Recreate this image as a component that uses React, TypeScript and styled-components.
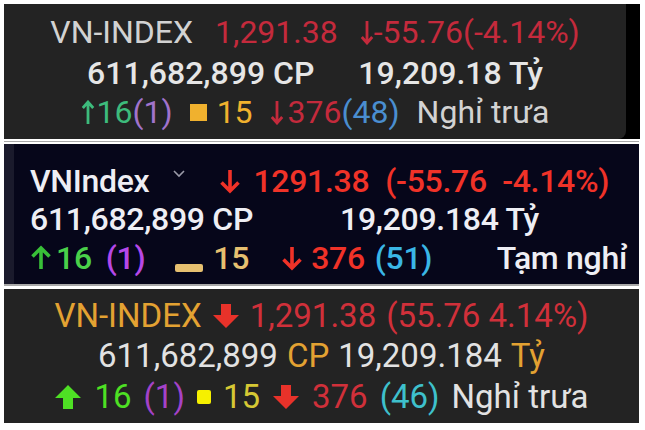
import React from "react";
import styled, { createGlobalStyle } from "styled-components";

const GlobalStyle = createGlobalStyle`
  html, body { margin: 0; padding: 0; background: #fff; }
  body { font-family: Roboto, "Noto Sans", "DejaVu Sans", sans-serif; }
`;

const Page = styled.div`
  width: 645px;
  height: 430px;
  padding: 4px 0 0 4px;
  box-sizing: border-box;
  display: flex;
  flex-direction: column;
  overflow: hidden;
`;

/* ---------- shared ---------- */
const T = styled.span<{ $c: string; $ml?: number }>`
  color: ${(p) => p.$c};
  margin-left: ${(p) => p.$ml ?? 0}px;
`;

const Group = styled.span<{ $ml?: number }>`
  display: inline-flex;
  align-items: center;
  margin-left: ${(p) => p.$ml ?? 0}px;
`;

type Dir = "up" | "down";
type Kind = "thin" | "bold" | "block";

const ArrowSvg = styled.svg<{ $ml?: number; $mr?: number }>`
  flex: none;
  display: block;
  margin-left: ${(p) => p.$ml ?? 0}px;
  margin-right: ${(p) => p.$mr ?? 0}px;
`;

function Arrow({ dir, kind, color, ml, mr }: { dir: Dir; kind: Kind; color: string; ml?: number; mr?: number }) {
  const dims = kind === "thin" ? [14, 25] : kind === "bold" ? [22, 26] : [28, 26];
  const [w, h] = dims;
  const rot = dir === "up" ? `rotate(180 ${w / 2} ${h / 2})` : undefined;
  return (
    <ArrowSvg width={w} height={h} viewBox={`0 0 ${w} ${h}`} $ml={ml} $mr={mr}>
      <g transform={rot}>
        {kind === "thin" && (
          <path d="M7 1 V23 M1.8 17 L7 23 L12.2 17" stroke={color} strokeWidth={2.8} fill="none" />
        )}
        {kind === "bold" && (
          <path d="M11 2 V23 M2.5 14.5 L11 23 L19.5 14.5" stroke={color} strokeWidth={3.6} fill="none" />
        )}
        {kind === "block" && <path d="M9 1 H19 V12 H27 L14 25 L1 12 H9 Z" fill={color} />}
      </g>
    </ArrowSvg>
  );
}

const Square = styled.span<{ $c: string; $s: number; $r?: number; $mr?: number }>`
  display: inline-block;
  width: ${(p) => p.$s}px;
  height: ${(p) => p.$s}px;
  background: ${(p) => p.$c};
  border-radius: ${(p) => p.$r ?? 0}px;
  margin-right: ${(p) => p.$mr ?? 0}px;
`;

const Bar = styled.span<{ $ml?: number }>`
  display: inline-block;
  width: 28px;
  height: 8px;
  background: #e6c070;
  border-radius: 2px;
  align-self: flex-end;
  margin-bottom: 6px;
  margin-left: ${(p) => p.$ml ?? 0}px;
  margin-right: 10px;
`;

/* ---------- panel 1 ---------- */
const Panel1 = styled.div`
  width: 636px;
  height: 135px;
  flex: none;
  display: flex;
  background: #000;
`;

const Screen1 = styled.div`
  flex: 1;
  margin-right: 14px;
  background: #232323;
  border-bottom-right-radius: 8px;
  display: flex;
  flex-direction: column;
  align-items: center;
  padding: 8px 0 0 0;
  box-sizing: border-box;
  font-size: 32px;
  color: #cfcfcf;
`;

const Row = styled.div<{ $h: number; $gap?: number; $w?: number }>`
  display: flex;
  align-items: center;
  height: ${(p) => p.$h}px;
  line-height: ${(p) => p.$h}px;
  gap: ${(p) => p.$gap ?? 0}px;
  font-weight: ${(p) => p.$w ?? 400};
  white-space: nowrap;
`;

/* ---------- panel 2 ---------- */
const Panel2 = styled.div`
  width: 635px;
  height: 140px;
  flex: none;
  margin-top: 5px;
  display: flex;
  background: #06061a;
  box-shadow: 0 -2px 0 0 #fff, 0 -3px 0 0 #a8a8a8, 0 2px 0 0 #a8a8a8;
  font-size: 32px;
  font-weight: 500;
  letter-spacing: -0.3px;
  color: #ececf2;
`;

const Strip = styled.div`
  width: 10px;
  background: #1a1a2c;
`;

const Body2 = styled.div`
  flex: 1;
  display: flex;
  flex-direction: column;
  padding: 18px 12px 0 16px;
`;

const Cols = styled.div`
  display: grid;
  grid-template-columns: 310px auto;
  height: 38px;
  line-height: 38px;
  white-space: nowrap;
`;

const Chevron = styled.svg`
  display: block;
  margin: -14px 0 0 24px;
`;

const Push = styled.span`
  margin-left: auto;
`;

/* ---------- panel 3 ---------- */
const Panel3 = styled.div`
  width: 635px;
  height: 134px;
  flex: none;
  margin-top: 5px;
  background: #232323;
  display: flex;
  flex-direction: column;
  align-items: center;
  padding-top: 7px;
  box-sizing: border-box;
  font-size: 33px;
  color: #dedede;
`;

export default function App() {
  return (
    <>
      <GlobalStyle />
      <Page>
        <Panel1>
          <Screen1>
            <Row $h={40} $gap={22}>
              <T $c="#d2d2d2">VN-INDEX</T>
              <T $c="#c42a3c">1,291.38</T>
              <Group>
                <Arrow dir="down" kind="thin" color="#c42a3c" />
                <T $c="#c42a3c">-55.76(-4.14%)</T>
              </Group>
            </Row>
            <Row $h={42} $gap={44} $w={500}>
              <T $c="#e6e6e6">611,682,899 CP</T>
              <T $c="#e6e6e6">19,209.18 Tỷ</T>
            </Row>
            <Row $h={36} $gap={17}>
              <Group>
                <Arrow dir="up" kind="thin" color="#3dbb7c" mr={2} />
                <T $c="#3dbb7c">16</T>
                <T $c="#a173cc">(1)</T>
              </Group>
              <Group>
                <Square $c="#f0b12e" $s={17} $mr={10} />
                <T $c="#f0b12e">15</T>
              </Group>
              <Group>
                <Arrow dir="down" kind="thin" color="#c42a3c" mr={4} />
                <T $c="#c42a3c">376</T>
                <T $c="#4a8ed0">(48)</T>
              </Group>
              <T $c="#d2d2d2">Nghỉ trưa</T>
            </Row>
          </Screen1>
        </Panel1>

        <Panel2>
          <Strip />
          <Body2>
            <Row $h={38} $w={500}>
              <T $c="#eeeef4">VNIndex</T>
              <Chevron width="12" height="8" viewBox="0 0 12 8">
                <path d="M1 1 L6 6 L11 1" stroke="#9a9aa8" strokeWidth="1.6" fill="none" />
              </Chevron>
              <Arrow dir="down" kind="bold" color="#f03228" ml={34} mr={12} />
              <T $c="#f03228">1291.38</T>
              <T $c="#f03228" $ml={16}>(-55.76&nbsp;&nbsp;-4.14%)</T>
            </Row>
            <Cols>
              <T $c="#eeeef4">611,682,899 CP</T>
              <T $c="#eeeef4">19,209.184 Tỷ</T>
            </Cols>
            <Row $h={40} $w={500}>
              <Arrow dir="up" kind="bold" color="#38c038" mr={4} />
              <T $c="#4ad04a">16</T>
              <T $c="#b548e8" $ml={14}>(1)</T>
              <Bar $ml={30} />
              <T $c="#e6c070">15</T>
              <Arrow dir="down" kind="bold" color="#f03228" ml={32} mr={8} />
              <T $c="#f03228">376</T>
              <T $c="#3ab6e6" $ml={10}>(51)</T>
              <Push>
                <T $c="#eeeef4">Tạm nghỉ</T>
              </Push>
            </Row>
          </Body2>
        </Panel2>

        <Panel3>
          <Row $h={40} $gap={10}>
            <T $c="#e3a232">VN-INDEX</T>
            <Arrow dir="down" kind="block" color="#e8322a" />
            <T $c="#d0303a">1,291.38</T>
            <T $c="#d0303a">(55.76 4.14%)</T>
          </Row>
          <Row $h={40} $gap={9}>
            <T $c="#e2e2e2">611,682,899</T>
            <T $c="#e3a232">CP</T>
            <T $c="#e2e2e2">19,209.184</T>
            <T $c="#e3a232">Tỷ</T>
          </Row>
          <Row $h={42} $gap={12}>
            <Arrow dir="up" kind="block" color="#4ee024" />
            <T $c="#4ee024">16</T>
            <T $c="#a442c8">(1)</T>
            <Square $c="#f6f000" $s={14} $r={2} />
            <T $c="#d6c834">15</T>
            <Arrow dir="down" kind="block" color="#e8322a" />
            <T $c="#d0303a">376</T>
            <T $c="#3ec0cc">(46)</T>
            <T $c="#e2e2e2">Nghỉ trưa</T>
          </Row>
        </Panel3>
      </Page>
    </>
  );
}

○ ○ ○ ○

TASK OBJECTIVE
Find all the lines containing "React" in the material, then copy them.

REPLY
Recreate this image as a component that uses React, TypeScript and styled-components.
import React from "react";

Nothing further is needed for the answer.